Famously, the US general interest magazine ‘Literary Digest’ conducted straw polls amongst its readership, by the simple expediency of returning a postcard, on a series of US Presidential elections from 1920 to 1932. These polls always accurately predicted the winner. Buoyed by their success the editors decided that for the 1936 Presidential election, they would go really ‘big’ so as to obtain the most amount of data possible. Not only did they poll their own readership, but also registered automobile and telephone users, reaching some ten million potential respondents. Their forecast then proved disastrously incorrect! Worse still, their competitor Gallup accurately predicted the election based on a comparatively tiny sample of just 50,000. The Literary Digest methodology had concentrated only on the wealthy and middle classes, missing blue collar workers who had suffered under the Great Depression.

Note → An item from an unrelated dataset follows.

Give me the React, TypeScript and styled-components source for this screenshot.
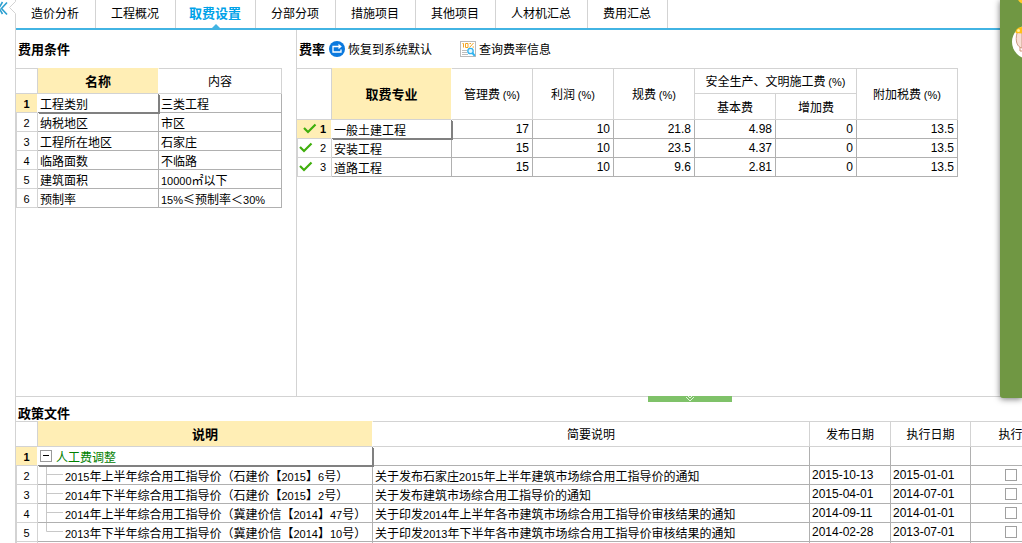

Big data is not always good data.
Political data scientists today are increasingly accurate. Nate Silver, a US baseball league analyst, successfully predicted the outcome in each of the 50 US states during the last Presidential election in 2012. His simultaneously published book ‘The Signal and the Noise’, explains how mathematical analysis can extract meaningful trend indicators, and became a best nationwide seller. Nevertheless just a couple of weeks ago, he publicly blogged on how he had “screwed up on Donald Trump”, and had wrongly predicted Trump’s demise as the Republican candidate for the forthcoming US Presidential election.
Predictions using big data are a hot theme for the technology industry. Digital advertising is the largest application. The preferences and behaviour of literally hundreds of millions of people – including you and I – are fastidiously tracked by computers in the hope that judiciously placed adverts on our individual smart phones and devices will influence our purchasing behaviour. But there are other application areas. For example, IBM’s Watson prediction technology is being applied to areas such as health care, the legal profession, and scientific research.
Big data is big money.